### DATA FOR THE TASK ###
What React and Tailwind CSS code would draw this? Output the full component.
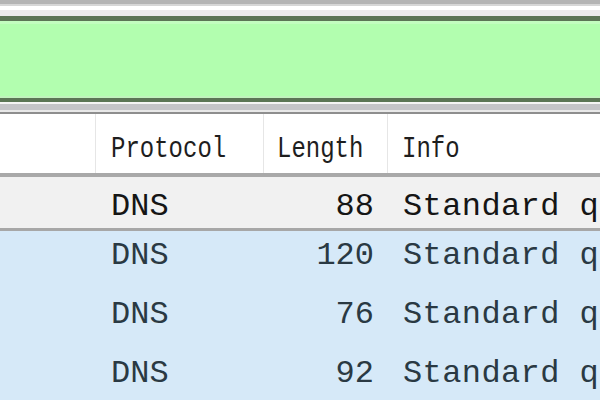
import React from "react";

const rows = [
  { proto: "DNS", len: 88, info: "Standard query" },
  { proto: "DNS", len: 120, info: "Standard query" },
  { proto: "DNS", len: 76, info: "Standard query" },
  { proto: "DNS", len: 92, info: "Standard query" },
];

const mono = { fontFamily: '"Liberation Mono", "DejaVu Sans Mono", monospace' };

const App = () => {
  return (
    <div className="w-[600px] h-[400px] overflow-hidden bg-white flex flex-col" style={mono}>
      {/* TOOLBAR STRIPES */}
      <div className="h-[4px] shrink-0 bg-[#b4b4b4]"></div>
      <div className="h-[2px] shrink-0 bg-[#d6d6d6]"></div>
      <div className="h-[4px] shrink-0 bg-white"></div>
      <div className="h-[6px] shrink-0 bg-[#ebebeb]"></div>

      {/* FILTER BAR */}
      <div className="h-[5px] shrink-0 bg-[#5b7555]"></div>
      <div className="h-[77px] shrink-0 bg-[#b2feaf] flex flex-col">
        <div className="h-[3px] bg-[#c2fdbf]"></div>
        <div className="flex-1"></div>
        <div className="h-[2px] bg-[#c0f3bc]"></div>
      </div>
      <div className="h-[4px] shrink-0 bg-[#5b7555]"></div>
      <div className="h-[2px] shrink-0 bg-[#f4f4f4]"></div>
      <div className="h-[6px] shrink-0 bg-[#c4c4c8]"></div>
      <div className="h-[2px] shrink-0 bg-[#e8e8e8]"></div>
      <div className="h-[2px] shrink-0 bg-[#8e8e8e]"></div>

      {/* COLUMN HEADER */}
      <div className="h-[59px] shrink-0 flex text-[24px] leading-none text-[#1e1e1e]">
        <div className="w-[96px] border-r border-[#e6e6e6]"></div>
        <div className="w-[168px] border-r border-[#e6e6e6] pl-[15px] pt-[23px]">
          <div className="scale-y-125">Protocol</div>
        </div>
        <div className="w-[124px] border-r border-[#e6e6e6] pl-[13px] pt-[23px]">
          <div className="scale-y-125">Length</div>
        </div>
        <div className="flex-1 pl-[14px] pt-[23px]">
          <div className="scale-y-125">Info</div>
        </div>
      </div>
      <div className="h-[4px] shrink-0 bg-[#a9a9a9]"></div>

      {/* PACKET ROWS */}
      {rows.map((r, i) => {
        const first = i === 0;
        return (
          <React.Fragment key={i}>
            <div
              className={
                first
                  ? "h-[51px] shrink-0 flex items-start pt-[14px] bg-[#f1f1f1] text-[32px] leading-none text-[#151515] whitespace-nowrap overflow-hidden"
                  : "h-[59px] shrink-0 flex items-start pt-[9px] bg-[#d6e9f8] text-[32px] leading-none text-[#2a3943] whitespace-nowrap overflow-hidden"
              }
            >
              <div className="w-[96px] shrink-0"></div>
              <div className="w-[168px] shrink-0 pl-[15px]">{r.proto}</div>
              <div className="w-[124px] shrink-0 pr-[14px] text-right">{r.len}</div>
              <div className="flex-1 pl-[15px] overflow-hidden tracking-[0.4px]">{r.info}</div>
            </div>
            {first && <div className="h-[3px] shrink-0 bg-[#a7a7a7]"></div>}
          </React.Fragment>
        );
      })}
    </div>
  );
};

export default App;
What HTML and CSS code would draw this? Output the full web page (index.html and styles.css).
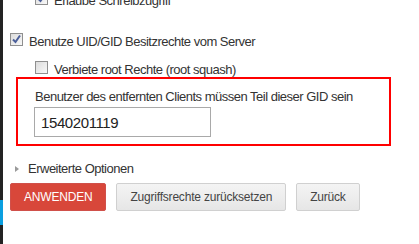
FILE: index.html
```html
<!DOCTYPE html>
<html lang="de">
<head>
    <meta charset="UTF-8">
    <title>NFS Freigabe</title>
    <link rel="stylesheet" href="styles.css">
</head>
<body>
    <div class="page">
        <div class="sidebar">
            <div class="sidebar-item"></div>
            <div class="sidebar-item active"></div>
        </div>

        <div class="content">
            <!-- scrolled: first option is cut off at the top -->
            <div class="check-row sub first">
                <span class="box checked">
                    <svg width="11" height="11" viewBox="0 0 11 11"><path d="M2 5.5 L4.5 8 L9 1.5" fill="none" stroke="#4b5f9a" stroke-width="2"/></svg>
                </span>
                <span>Erlaube Schreibzugriff</span>
            </div>

            <div class="check-row main">
                <span class="box checked">
                    <svg width="11" height="11" viewBox="0 0 11 11"><path d="M2 5.5 L4.5 8 L9 1.5" fill="none" stroke="#4b5f9a" stroke-width="2"/></svg>
                </span>
                <span>Benutze UID/GID Besitzrechte vom Server</span>
            </div>

            <div class="check-row sub">
                <span class="box"></span>
                <span>Verbiete root Rechte (root squash)</span>
            </div>

            <div class="highlight">
                <label for="gid" class="field-label">Benutzer des entfernten Clients müssen Teil dieser GID sein</label>
                <input type="text" id="gid" class="field-input" value="1540201119">
            </div>

            <div class="advanced">
                <span class="arrow"></span>
                <span>Erweiterte Optionen</span>
            </div>

            <div class="actions">
                <button class="btn btn-primary">ANWENDEN</button>
                <button class="btn">Zugriffsrechte zurücksetzen</button>
                <button class="btn">Zurück</button>
            </div>
        </div>
    </div>
</body>
</html>
```

FILE: styles.css
```css
body {
    margin: 0;
    font-family: "Liberation Sans", Arial, sans-serif;
    font-size: 13px;
    letter-spacing: -0.5px;
    color: #333;
    background-color: #fff;
    overflow: hidden;
}
.page {
    display: flex;
    height: 244px;
}
.sidebar {
    width: 3px;
    background-color: #232323;
    display: flex;
    flex-direction: column;
}
.sidebar-item {
    height: 200px;
}
.sidebar-item.active {
    height: 25px;
    background-color: #0a9fe0;
}
.content {
    flex: 1;
    padding-left: 7px;
    margin-top: -6px;
}
.check-row {
    display: flex;
    align-items: flex-start;
    gap: 6px;
    line-height: 14px;
    height: 14px;
    white-space: nowrap;
}
.check-row.main {
    margin-top: 27px;
}
.check-row.sub {
    padding-left: 25px;
    margin-top: 14px;
}
.check-row.sub.first {
    margin-top: 0;
}
.box {
    width: 11px;
    height: 11px;
    margin-top: -2px;
    border: 1px solid #8f8f8f;
    background: linear-gradient(135deg, #dcdcdc, #f8f8f8);
    display: flex;
    align-items: center;
    justify-content: center;
    flex-shrink: 0;
}
.highlight {
    width: 339px;
    margin-left: 6px;
    border: 2px solid #ff0000;
    padding: 10px 16px 7px 16px;
}
.field-label {
    display: block;
    line-height: 16px;
    padding-left: 1px;
    margin-bottom: 2px;
    white-space: nowrap;
}
.field-input {
    box-sizing: border-box;
    width: 177px;
    height: 30px;
    margin: 0;
    padding: 0 6px;
    border: 1px solid #a9a9a9;
    border-radius: 0;
    font-family: "Liberation Sans", Arial, sans-serif;
    font-size: 15px;
    letter-spacing: -0.4px;
    color: #222;
}
.advanced {
    display: flex;
    align-items: center;
    gap: 9px;
    line-height: 14px;
    margin-top: 16px;
    padding-left: 5px;
}
.arrow {
    width: 0;
    height: 0;
    border-top: 3px solid transparent;
    border-bottom: 3px solid transparent;
    border-left: 4px solid #9a9a9a;
}
.actions {
    display: flex;
    gap: 10px;
    margin-top: 7px;
}
.btn {
    height: 28px;
    padding: 0 13px;
    margin: 0;
    font-family: "Liberation Sans", Arial, sans-serif;
    font-size: 12px;
    letter-spacing: -0.2px;
    color: #444;
    background: linear-gradient(#f4f4f4, #e6e6e6);
    border: 1px solid #d0d0d0;
    border-radius: 2px;
    cursor: pointer;
}
.btn-primary {
    color: #fff;
    background: #d8473a;
    border-color: #d0504a;
}
```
###
Gather each line of the records holding the string "What".

* **TASK RESPONSE**
What React and Tailwind CSS code would draw this? Output the full component.
What HTML and CSS code would draw this? Output the full web page (index.html and styles.css).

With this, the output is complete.